### OBJECTIVE
The material below has pictures in it. Set down only the lines from the line containing "Emit a web page" through the line containing "flex min-h-screen flex-col", word for word, and leave the pictures behind.
# # # #
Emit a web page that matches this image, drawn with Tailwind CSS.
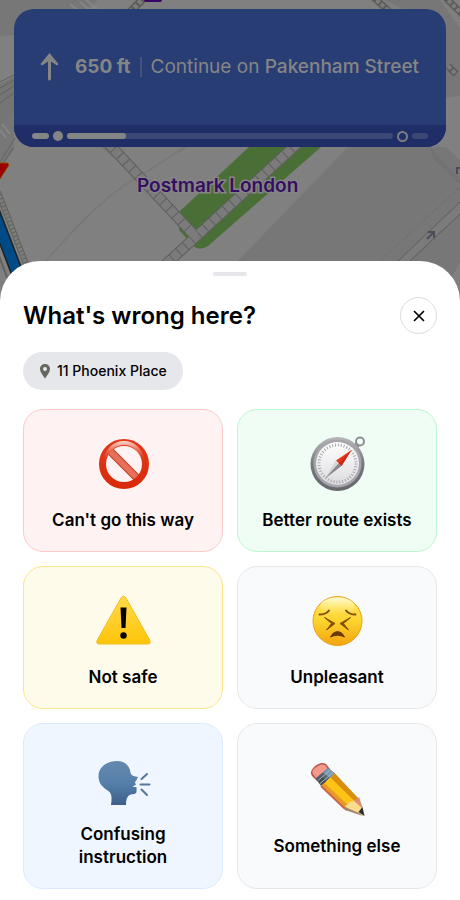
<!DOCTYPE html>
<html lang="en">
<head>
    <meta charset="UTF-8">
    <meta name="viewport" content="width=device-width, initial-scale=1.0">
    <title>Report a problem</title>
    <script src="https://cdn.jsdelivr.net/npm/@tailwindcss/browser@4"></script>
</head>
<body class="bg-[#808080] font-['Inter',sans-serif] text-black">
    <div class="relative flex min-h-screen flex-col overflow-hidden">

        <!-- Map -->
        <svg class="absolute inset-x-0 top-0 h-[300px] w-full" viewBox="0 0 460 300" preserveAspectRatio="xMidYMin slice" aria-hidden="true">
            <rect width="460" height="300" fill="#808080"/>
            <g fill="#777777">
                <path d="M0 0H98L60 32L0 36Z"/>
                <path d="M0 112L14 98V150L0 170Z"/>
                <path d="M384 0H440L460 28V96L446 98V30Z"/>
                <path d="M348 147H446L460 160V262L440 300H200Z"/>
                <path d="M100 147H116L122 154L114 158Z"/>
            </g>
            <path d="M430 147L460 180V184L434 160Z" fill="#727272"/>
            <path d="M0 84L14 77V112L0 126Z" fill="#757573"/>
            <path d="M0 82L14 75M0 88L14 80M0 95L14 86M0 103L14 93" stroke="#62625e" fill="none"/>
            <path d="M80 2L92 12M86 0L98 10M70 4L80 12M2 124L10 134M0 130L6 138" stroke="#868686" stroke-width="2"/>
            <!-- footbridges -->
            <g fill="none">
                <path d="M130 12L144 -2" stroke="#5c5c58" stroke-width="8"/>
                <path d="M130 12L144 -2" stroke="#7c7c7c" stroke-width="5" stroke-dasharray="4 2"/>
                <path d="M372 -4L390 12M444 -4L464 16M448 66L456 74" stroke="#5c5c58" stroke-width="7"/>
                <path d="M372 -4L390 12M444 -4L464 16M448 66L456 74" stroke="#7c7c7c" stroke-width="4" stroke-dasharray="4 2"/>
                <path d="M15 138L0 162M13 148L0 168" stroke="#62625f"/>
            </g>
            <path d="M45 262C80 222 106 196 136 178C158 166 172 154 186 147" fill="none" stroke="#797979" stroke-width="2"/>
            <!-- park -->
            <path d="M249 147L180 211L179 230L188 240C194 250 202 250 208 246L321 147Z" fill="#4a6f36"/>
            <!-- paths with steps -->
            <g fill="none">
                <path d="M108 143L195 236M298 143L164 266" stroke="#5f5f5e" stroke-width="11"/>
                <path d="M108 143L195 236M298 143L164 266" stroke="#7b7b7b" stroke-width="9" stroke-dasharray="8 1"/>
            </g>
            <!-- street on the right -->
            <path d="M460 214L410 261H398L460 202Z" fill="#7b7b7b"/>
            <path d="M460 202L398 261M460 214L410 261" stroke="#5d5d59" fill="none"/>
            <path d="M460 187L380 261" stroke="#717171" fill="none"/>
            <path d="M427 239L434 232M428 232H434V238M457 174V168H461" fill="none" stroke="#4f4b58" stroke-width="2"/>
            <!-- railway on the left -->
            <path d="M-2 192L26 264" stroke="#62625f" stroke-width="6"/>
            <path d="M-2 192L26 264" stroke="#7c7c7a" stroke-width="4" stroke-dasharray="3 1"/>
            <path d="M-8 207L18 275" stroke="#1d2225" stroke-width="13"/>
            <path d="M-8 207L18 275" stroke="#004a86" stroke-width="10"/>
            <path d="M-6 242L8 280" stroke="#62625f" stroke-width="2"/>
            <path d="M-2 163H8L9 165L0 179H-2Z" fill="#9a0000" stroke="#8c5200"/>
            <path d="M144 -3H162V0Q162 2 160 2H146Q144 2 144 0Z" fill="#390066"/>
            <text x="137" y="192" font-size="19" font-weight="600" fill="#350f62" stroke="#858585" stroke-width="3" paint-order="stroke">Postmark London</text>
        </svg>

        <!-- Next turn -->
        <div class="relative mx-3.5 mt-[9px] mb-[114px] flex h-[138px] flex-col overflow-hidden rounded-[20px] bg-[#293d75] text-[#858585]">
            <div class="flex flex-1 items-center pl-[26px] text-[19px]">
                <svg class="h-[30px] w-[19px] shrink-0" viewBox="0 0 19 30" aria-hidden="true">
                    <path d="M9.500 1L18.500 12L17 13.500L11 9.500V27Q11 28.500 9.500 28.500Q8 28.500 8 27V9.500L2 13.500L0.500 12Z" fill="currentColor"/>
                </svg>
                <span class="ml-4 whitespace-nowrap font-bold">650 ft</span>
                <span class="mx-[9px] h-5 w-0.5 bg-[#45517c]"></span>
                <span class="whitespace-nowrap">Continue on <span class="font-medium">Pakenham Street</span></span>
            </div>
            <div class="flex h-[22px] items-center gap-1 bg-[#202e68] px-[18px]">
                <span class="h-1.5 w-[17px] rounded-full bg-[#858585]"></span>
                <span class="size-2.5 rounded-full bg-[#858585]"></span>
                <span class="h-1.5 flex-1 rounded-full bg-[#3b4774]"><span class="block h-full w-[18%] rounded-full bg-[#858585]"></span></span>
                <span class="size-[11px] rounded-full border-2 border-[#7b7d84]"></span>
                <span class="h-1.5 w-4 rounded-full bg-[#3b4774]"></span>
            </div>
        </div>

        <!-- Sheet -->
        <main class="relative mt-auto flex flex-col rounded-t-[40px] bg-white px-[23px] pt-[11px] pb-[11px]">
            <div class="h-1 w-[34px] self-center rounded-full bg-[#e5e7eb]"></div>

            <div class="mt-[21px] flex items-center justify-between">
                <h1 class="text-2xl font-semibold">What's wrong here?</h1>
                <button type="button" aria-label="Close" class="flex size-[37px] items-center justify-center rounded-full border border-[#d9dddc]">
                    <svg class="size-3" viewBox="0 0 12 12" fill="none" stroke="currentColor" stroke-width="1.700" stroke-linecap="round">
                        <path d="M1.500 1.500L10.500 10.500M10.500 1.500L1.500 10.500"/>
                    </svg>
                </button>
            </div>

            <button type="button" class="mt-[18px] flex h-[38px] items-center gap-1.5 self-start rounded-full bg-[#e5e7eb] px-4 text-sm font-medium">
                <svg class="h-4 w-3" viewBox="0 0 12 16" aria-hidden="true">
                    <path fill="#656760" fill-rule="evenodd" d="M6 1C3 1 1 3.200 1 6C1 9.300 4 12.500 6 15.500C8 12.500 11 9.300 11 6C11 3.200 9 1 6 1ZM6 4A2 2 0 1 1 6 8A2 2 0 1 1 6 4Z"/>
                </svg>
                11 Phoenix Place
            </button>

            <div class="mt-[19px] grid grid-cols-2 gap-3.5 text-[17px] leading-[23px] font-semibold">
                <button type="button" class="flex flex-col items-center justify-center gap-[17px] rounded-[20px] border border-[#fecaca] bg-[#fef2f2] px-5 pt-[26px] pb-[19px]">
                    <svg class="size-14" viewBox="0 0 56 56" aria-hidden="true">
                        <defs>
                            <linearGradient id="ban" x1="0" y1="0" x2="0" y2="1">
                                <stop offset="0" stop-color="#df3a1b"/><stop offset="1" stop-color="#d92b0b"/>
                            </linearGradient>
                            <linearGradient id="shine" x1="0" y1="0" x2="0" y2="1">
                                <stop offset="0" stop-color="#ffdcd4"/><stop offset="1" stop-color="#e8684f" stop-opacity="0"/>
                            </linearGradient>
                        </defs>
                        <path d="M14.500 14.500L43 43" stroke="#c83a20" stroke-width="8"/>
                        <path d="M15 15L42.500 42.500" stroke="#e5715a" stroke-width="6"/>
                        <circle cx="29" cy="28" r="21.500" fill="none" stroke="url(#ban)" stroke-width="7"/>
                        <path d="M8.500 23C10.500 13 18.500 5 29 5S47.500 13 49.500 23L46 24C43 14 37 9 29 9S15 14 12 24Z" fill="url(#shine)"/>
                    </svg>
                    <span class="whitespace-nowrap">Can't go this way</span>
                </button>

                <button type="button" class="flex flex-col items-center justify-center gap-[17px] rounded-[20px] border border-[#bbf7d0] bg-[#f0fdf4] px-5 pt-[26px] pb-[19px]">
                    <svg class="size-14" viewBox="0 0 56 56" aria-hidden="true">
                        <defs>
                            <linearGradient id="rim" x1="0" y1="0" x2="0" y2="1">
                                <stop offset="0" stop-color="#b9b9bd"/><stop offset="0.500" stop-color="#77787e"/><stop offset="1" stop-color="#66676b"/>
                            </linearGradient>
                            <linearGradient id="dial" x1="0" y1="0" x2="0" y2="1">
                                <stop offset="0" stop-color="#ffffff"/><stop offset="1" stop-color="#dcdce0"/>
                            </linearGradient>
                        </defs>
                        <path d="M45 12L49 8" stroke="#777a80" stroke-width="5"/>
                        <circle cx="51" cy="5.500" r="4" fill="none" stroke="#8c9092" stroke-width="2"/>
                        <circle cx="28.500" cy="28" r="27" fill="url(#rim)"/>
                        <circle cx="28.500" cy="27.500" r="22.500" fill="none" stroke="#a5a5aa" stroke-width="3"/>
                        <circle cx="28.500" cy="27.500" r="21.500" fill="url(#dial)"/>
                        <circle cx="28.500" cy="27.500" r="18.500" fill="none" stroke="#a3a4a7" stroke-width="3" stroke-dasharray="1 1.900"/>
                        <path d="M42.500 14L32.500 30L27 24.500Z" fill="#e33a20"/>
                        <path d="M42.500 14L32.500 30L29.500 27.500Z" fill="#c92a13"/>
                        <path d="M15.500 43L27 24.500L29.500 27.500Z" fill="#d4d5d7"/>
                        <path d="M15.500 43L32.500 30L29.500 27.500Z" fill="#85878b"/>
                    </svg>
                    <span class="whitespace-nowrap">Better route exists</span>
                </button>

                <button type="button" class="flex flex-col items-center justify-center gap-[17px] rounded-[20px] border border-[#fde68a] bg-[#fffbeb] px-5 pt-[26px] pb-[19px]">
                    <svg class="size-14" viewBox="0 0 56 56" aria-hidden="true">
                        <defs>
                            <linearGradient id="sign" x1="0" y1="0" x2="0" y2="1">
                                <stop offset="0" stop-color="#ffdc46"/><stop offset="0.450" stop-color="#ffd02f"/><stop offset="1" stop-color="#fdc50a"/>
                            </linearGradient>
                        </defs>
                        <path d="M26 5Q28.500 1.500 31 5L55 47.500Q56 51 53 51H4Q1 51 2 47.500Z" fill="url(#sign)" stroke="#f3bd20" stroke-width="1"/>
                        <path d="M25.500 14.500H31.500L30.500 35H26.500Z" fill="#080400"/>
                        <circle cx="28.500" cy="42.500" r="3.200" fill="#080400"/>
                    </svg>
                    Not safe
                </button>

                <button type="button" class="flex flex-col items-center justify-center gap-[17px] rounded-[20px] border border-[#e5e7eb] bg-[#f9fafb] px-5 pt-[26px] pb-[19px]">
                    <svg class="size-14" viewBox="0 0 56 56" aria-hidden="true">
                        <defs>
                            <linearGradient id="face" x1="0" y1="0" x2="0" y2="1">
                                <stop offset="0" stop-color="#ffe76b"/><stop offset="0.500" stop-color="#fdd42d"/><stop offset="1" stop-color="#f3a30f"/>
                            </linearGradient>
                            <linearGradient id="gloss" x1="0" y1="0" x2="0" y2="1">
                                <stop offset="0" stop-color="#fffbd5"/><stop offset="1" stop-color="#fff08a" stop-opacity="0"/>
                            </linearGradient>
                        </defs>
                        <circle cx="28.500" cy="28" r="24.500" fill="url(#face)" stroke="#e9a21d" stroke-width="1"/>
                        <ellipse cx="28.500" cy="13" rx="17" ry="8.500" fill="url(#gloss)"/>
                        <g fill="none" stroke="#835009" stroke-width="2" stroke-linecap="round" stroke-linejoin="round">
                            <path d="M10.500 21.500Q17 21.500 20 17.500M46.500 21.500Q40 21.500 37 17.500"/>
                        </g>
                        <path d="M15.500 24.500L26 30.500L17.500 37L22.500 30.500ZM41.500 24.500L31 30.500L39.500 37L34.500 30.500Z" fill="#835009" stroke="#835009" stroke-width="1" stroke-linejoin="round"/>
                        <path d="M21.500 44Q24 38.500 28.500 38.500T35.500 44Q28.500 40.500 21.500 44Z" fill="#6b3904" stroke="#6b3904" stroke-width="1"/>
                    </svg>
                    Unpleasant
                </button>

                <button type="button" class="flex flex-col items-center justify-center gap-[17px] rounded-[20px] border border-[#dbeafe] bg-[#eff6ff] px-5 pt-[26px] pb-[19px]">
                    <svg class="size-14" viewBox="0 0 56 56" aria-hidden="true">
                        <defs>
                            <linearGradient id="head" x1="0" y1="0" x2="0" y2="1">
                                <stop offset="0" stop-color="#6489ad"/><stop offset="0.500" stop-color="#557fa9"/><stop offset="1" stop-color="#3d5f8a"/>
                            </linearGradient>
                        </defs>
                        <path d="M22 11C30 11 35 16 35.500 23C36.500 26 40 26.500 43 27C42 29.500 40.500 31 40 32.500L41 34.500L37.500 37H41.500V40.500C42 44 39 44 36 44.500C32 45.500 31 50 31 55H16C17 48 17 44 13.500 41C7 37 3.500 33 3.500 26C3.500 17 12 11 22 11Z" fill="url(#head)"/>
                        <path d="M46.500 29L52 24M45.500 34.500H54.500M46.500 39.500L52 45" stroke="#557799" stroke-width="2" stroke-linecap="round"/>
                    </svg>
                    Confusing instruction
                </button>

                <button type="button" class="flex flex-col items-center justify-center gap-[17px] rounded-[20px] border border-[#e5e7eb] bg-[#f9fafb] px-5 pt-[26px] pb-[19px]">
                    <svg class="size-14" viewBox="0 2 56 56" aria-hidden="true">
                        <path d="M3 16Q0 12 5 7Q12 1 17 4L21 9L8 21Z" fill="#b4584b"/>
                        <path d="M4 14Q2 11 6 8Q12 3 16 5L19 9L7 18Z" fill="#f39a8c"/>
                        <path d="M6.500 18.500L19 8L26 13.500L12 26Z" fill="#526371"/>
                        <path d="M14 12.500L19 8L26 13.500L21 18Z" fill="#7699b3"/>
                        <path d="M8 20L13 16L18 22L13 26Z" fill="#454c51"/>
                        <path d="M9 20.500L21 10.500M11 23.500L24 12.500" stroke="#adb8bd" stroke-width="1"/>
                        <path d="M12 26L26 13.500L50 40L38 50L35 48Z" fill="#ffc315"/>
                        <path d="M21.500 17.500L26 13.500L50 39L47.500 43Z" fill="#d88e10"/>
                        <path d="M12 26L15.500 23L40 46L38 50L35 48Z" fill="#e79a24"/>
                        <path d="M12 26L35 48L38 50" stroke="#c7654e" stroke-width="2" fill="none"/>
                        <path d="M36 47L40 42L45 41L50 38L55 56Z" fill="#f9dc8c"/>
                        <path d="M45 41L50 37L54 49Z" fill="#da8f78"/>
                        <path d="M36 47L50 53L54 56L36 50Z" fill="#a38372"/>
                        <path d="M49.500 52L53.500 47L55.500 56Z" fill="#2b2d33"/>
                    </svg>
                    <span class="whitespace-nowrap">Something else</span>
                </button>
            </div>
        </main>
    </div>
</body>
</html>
# # # #
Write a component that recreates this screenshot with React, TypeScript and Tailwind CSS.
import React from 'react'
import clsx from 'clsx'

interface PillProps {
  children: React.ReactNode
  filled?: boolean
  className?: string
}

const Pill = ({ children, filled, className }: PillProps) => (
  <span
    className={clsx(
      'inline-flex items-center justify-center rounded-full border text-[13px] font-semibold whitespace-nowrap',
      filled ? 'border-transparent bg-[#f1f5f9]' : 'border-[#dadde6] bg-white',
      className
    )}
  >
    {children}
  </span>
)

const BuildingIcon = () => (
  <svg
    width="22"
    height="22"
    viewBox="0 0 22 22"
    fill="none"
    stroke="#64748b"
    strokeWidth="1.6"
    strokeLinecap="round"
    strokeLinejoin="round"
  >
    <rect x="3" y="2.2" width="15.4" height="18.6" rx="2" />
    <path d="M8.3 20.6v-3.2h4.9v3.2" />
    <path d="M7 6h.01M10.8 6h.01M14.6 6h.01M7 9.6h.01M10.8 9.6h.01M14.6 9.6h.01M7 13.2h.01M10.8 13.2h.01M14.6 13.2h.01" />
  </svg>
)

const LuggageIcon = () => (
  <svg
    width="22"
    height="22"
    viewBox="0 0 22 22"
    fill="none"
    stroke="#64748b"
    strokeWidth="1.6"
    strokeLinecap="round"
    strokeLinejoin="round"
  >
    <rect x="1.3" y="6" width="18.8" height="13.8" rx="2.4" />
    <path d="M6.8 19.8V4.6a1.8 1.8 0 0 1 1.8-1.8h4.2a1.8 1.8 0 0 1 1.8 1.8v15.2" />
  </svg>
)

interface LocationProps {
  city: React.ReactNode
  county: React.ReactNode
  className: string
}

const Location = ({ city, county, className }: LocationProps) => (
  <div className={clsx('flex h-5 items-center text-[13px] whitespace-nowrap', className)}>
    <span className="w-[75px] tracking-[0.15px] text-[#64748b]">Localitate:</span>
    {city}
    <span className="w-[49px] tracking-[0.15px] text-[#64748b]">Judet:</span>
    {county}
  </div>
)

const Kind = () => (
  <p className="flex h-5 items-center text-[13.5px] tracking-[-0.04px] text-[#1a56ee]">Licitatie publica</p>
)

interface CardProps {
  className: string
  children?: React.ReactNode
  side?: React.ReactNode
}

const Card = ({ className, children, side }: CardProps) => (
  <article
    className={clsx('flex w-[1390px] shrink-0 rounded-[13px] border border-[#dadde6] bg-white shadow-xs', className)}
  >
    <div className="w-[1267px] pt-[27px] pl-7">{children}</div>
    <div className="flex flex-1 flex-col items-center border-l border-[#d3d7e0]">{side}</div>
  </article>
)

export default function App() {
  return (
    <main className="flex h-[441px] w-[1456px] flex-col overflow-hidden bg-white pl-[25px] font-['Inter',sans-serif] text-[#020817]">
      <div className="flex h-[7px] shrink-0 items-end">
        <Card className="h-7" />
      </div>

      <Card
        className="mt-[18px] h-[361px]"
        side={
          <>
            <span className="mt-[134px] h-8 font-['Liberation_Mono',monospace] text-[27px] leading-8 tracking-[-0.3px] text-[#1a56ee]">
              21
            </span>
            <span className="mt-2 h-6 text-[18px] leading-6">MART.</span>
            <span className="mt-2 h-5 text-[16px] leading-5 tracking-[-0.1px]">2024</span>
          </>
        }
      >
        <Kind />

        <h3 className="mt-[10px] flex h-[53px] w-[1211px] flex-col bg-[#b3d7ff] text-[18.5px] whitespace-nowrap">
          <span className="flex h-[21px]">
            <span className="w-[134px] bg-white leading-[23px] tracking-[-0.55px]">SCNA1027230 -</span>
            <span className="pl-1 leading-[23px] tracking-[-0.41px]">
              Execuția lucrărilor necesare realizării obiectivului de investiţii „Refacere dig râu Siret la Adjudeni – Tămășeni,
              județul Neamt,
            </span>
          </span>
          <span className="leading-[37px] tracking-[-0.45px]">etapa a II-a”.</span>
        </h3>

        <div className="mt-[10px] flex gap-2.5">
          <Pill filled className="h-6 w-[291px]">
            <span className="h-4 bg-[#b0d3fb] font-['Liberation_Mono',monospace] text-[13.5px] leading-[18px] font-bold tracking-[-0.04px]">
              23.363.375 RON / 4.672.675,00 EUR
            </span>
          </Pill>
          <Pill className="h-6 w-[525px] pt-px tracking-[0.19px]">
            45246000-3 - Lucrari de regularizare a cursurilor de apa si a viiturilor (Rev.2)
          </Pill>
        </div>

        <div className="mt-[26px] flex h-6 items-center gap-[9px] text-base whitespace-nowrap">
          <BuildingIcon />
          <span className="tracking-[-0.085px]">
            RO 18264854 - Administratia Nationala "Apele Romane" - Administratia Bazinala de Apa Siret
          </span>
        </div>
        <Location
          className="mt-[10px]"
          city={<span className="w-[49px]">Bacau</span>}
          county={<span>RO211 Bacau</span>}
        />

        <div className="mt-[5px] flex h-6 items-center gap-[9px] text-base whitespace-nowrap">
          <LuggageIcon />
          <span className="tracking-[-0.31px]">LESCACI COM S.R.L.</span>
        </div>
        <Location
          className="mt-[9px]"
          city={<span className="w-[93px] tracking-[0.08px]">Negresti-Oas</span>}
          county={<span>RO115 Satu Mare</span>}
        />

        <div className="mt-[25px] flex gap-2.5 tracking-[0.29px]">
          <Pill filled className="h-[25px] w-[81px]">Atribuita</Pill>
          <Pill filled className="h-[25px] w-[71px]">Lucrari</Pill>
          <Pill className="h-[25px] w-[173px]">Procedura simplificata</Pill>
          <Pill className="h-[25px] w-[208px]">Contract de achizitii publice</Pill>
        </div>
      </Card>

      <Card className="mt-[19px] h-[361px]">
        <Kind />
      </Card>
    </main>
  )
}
# # # #
### ANSWER TO THE PROBLEM
Emit a web page that matches this image, drawn with Tailwind CSS.
<!DOCTYPE html>
<html lang="en">
<head>
    <meta charset="UTF-8">
    <meta name="viewport" content="width=device-width, initial-scale=1.0">
    <title>Report a problem</title>
    <script src="https://cdn.jsdelivr.net/npm/@tailwindcss/browser@4"></script>
</head>
<body class="bg-[#808080] font-['Inter',sans-serif] text-black">
    <div class="relative flex min-h-screen flex-col overflow-hidden">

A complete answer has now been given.